Show that every locally compact Hausdorff space is regular.

So, I think I've solved it, but there is something confusing me. I initially said that if $X$ is locally compact Hausdorff, it has a 1-point compactification, $Y$, which is compact Hausdorff. Then, by some theorem in Munkres (32.3), every compact Hausdorff space is normal. Then again by Munkres, (page 195), a normal space is regular, and a subspace of a regular space is regular, so that $X$ is regular.

Now, my confusion here is that Munkres defines normal and regular only when 1-point sets are closed. It is not entirely clear to me that this is true for a compact Hausdorff space. Is it? Because if so, then I see that normal implies regular and the proof is done.

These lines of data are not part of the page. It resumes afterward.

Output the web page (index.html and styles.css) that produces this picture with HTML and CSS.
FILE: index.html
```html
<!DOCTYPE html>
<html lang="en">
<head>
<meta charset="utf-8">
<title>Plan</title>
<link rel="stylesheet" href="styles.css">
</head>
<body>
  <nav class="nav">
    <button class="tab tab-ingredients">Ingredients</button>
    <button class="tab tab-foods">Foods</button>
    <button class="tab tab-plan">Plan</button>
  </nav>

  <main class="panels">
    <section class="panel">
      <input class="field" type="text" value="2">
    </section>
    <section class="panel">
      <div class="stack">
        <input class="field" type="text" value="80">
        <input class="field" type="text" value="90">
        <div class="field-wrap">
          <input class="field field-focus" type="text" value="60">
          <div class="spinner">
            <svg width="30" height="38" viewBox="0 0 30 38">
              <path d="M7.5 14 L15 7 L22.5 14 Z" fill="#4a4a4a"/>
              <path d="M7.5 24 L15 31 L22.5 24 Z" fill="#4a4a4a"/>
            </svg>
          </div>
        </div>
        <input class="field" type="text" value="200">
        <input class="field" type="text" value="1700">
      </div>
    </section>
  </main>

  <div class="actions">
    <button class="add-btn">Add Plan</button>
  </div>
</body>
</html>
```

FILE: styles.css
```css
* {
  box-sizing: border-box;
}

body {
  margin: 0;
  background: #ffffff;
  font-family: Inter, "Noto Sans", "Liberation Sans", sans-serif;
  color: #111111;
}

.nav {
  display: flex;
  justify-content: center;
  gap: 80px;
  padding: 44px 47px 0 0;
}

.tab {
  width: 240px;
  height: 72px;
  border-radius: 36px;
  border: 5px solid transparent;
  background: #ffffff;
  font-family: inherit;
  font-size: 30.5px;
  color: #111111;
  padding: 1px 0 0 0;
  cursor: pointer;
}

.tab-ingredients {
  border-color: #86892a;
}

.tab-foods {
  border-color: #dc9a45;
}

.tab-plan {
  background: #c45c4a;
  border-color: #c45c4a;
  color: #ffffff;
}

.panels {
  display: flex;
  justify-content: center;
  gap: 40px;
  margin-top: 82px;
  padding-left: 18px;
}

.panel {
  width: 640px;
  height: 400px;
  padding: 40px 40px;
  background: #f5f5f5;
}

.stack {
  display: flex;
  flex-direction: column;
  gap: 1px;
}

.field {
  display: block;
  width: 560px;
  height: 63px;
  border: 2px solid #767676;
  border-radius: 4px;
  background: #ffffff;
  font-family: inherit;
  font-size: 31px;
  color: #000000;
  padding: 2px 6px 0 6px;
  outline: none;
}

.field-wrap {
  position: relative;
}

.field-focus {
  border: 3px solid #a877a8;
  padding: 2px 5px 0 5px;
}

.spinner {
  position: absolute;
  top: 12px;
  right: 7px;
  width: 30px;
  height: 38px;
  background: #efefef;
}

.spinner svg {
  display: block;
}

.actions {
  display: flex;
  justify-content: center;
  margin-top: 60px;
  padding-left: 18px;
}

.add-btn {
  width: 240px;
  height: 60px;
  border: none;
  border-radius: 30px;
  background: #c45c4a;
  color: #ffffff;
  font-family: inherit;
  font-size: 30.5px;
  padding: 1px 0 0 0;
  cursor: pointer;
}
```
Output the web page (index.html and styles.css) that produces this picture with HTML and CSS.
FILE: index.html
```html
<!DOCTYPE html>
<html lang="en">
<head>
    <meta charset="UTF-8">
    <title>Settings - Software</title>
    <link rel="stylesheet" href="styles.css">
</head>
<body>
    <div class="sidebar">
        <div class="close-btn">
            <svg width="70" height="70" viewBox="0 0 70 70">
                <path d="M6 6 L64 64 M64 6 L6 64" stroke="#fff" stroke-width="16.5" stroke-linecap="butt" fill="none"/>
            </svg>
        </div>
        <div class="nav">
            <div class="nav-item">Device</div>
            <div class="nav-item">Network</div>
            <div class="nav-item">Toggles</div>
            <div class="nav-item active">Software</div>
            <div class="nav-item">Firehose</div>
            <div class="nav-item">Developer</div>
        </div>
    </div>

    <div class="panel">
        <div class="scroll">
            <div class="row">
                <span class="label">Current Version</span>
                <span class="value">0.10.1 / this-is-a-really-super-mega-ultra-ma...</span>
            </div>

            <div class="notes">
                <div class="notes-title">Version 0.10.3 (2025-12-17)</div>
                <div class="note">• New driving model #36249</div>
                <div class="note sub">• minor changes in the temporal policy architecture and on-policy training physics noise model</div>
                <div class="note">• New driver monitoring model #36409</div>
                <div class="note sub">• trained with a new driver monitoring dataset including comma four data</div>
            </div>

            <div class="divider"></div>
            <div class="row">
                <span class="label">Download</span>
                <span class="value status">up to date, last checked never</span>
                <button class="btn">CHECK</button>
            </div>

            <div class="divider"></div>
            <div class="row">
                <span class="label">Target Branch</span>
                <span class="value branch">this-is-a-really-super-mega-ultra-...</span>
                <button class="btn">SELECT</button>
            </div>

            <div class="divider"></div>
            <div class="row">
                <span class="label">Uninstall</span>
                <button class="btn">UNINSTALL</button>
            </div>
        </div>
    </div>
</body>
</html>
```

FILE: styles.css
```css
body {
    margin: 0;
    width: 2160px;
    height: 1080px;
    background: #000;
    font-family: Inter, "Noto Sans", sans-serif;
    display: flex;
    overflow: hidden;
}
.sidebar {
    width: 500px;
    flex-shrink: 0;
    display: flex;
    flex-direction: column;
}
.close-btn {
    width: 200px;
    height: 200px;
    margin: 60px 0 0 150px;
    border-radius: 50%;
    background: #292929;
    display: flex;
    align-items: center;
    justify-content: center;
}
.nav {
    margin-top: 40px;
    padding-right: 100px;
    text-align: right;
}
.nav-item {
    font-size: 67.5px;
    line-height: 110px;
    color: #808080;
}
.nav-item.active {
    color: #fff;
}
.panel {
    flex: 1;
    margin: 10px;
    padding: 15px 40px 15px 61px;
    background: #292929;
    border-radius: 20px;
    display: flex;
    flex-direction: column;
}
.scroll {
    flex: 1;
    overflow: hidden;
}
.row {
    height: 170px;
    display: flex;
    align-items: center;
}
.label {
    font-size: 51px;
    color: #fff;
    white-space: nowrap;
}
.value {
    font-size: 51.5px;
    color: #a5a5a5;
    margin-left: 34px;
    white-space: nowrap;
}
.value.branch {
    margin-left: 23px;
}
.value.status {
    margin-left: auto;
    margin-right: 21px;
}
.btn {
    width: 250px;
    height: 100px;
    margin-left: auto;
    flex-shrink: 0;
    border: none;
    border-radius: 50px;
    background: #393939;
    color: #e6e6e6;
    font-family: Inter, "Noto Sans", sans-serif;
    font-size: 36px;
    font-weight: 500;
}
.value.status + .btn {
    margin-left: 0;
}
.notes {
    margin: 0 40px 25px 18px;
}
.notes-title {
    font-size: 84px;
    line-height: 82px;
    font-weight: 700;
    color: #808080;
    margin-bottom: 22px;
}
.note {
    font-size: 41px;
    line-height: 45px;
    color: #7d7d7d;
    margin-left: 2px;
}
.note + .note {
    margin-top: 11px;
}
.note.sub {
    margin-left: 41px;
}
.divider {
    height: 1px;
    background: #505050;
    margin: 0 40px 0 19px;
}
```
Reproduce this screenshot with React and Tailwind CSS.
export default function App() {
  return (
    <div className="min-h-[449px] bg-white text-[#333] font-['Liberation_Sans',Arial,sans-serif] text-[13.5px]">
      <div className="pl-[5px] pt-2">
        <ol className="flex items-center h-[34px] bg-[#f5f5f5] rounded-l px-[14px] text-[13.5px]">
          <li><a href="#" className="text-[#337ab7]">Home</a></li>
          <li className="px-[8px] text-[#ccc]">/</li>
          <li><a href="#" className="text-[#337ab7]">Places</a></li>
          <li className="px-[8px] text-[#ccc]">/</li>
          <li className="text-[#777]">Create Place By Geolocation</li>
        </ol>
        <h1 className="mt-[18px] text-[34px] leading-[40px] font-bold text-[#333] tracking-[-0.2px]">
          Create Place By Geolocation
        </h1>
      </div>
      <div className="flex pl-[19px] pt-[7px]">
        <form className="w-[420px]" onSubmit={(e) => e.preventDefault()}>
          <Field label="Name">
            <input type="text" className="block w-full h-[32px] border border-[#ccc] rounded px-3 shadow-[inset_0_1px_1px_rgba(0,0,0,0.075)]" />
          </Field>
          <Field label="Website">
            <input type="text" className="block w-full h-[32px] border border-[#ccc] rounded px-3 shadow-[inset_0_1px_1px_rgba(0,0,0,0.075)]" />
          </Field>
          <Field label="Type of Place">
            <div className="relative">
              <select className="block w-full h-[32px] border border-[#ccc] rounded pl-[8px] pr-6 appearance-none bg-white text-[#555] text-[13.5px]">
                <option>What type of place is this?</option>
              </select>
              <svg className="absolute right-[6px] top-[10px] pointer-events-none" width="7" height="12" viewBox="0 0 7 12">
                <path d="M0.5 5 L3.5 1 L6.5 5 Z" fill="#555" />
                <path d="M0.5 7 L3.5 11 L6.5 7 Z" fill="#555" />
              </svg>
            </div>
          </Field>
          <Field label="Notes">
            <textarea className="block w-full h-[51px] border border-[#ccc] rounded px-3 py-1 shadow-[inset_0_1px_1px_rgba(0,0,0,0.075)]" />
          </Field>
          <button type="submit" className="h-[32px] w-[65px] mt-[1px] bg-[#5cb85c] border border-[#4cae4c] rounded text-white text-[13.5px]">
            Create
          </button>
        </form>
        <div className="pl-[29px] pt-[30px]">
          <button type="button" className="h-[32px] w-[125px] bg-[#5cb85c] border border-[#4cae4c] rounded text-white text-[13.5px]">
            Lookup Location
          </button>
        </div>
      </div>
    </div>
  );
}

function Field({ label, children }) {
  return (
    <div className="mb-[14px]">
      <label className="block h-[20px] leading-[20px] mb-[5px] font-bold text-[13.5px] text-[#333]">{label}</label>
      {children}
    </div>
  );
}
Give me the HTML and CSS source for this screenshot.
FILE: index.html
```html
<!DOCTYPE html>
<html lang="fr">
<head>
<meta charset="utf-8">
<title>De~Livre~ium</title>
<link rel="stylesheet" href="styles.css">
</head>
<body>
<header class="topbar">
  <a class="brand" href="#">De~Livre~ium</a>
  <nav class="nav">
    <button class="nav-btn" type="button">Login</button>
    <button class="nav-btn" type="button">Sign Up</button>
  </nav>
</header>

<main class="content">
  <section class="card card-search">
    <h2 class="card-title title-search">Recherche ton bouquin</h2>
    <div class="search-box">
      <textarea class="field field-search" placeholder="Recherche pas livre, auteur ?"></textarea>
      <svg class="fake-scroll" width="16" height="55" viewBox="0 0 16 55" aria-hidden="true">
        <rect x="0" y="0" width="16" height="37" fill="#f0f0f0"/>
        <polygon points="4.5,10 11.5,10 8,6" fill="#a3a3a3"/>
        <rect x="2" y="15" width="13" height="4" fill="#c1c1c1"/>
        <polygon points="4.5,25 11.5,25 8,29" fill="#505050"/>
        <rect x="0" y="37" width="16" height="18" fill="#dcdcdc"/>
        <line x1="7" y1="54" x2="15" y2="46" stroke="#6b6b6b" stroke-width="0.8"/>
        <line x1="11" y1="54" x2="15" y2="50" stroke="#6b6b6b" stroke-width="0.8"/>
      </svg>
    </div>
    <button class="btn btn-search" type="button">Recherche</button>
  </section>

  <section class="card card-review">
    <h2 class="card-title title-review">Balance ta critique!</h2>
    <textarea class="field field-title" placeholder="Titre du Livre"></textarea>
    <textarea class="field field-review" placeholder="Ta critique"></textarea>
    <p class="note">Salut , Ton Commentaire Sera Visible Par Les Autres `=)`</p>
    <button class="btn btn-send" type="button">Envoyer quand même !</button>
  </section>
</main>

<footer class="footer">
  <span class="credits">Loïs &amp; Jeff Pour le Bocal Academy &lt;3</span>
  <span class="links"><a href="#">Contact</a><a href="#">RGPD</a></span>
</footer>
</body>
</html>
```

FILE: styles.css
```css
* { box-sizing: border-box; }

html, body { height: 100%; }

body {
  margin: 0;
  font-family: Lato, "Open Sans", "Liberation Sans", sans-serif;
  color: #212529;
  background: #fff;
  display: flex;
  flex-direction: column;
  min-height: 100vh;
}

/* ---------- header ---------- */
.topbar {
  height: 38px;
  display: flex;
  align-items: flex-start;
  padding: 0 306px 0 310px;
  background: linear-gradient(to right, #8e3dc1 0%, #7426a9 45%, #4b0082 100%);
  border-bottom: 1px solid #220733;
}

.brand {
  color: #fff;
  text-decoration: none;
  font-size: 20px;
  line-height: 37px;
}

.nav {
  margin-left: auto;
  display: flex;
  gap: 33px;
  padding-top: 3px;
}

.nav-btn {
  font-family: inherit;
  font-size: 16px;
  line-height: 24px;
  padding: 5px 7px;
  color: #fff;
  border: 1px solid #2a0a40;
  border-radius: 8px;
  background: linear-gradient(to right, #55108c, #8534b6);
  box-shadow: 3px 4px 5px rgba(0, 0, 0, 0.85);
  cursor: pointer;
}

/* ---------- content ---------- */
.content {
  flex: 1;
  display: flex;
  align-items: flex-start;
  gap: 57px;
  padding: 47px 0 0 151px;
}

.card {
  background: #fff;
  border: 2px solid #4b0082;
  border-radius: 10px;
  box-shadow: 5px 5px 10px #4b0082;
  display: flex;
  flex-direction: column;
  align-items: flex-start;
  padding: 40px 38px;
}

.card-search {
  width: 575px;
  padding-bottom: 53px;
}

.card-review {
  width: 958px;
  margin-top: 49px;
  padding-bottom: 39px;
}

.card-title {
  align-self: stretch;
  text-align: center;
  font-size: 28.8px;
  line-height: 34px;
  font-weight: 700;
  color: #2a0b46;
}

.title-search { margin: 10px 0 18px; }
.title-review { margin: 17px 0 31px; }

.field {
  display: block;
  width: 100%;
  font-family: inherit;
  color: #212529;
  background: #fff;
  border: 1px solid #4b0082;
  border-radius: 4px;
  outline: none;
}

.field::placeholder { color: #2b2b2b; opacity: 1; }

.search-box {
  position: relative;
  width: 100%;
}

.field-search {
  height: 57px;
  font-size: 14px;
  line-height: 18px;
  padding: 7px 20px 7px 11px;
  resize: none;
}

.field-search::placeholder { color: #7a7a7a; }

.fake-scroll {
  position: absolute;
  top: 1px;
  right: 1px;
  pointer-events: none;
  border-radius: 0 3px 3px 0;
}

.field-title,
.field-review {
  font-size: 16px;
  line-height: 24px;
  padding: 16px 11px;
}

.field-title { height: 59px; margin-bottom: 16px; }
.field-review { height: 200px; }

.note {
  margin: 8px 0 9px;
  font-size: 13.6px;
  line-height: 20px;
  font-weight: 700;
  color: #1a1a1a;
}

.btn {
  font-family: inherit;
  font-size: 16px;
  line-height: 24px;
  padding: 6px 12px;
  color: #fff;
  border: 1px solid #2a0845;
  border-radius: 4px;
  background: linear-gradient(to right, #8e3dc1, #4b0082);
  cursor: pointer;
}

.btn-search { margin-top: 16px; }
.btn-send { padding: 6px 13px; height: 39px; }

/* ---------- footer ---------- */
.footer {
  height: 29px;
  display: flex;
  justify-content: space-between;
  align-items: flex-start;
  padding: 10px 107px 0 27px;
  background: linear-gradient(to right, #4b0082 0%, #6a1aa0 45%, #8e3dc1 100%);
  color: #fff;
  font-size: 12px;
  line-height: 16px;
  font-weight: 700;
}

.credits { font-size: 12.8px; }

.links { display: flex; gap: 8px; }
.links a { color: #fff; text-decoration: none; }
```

Even without this though, I can see that any compact Hausdorff space is regular purely from the definition of compact and Hausdorff (at least for the definition of regular not using the fact that 1-point sets are closed), and so a subspace of $Y$, namely $X$, must be regular.

2. Jan 10, 2013

### micromass

Staff Emeritus
Singletons are always closed in a Hausdorff space. Try to prove it if you haven't.

3. Jan 11, 2013

### sammycaps

O, that was dumb.

In general though, do people reguire that normal spaces have 1 point closed sets so that normal implies regularity? It seems that that is what Munkres does.

4. Jan 11, 2013

### micromass

Staff Emeritus
It depends on the author. Many authors do not define normal spaces to have closed singletons. Other authors do require it. Munkres seems to require it.

5. Jan 11, 2013

### sammycaps

I wonder then, which of his theorems depend on it, since its not always clear. I think most of his comparisons between regular spaces and normal spaces include the use of a Hausdorff space (well-ordered sets in the order topology, compact Hausdorff sets, metrizable spaces), so it all seems consistent, but I don't know for sure.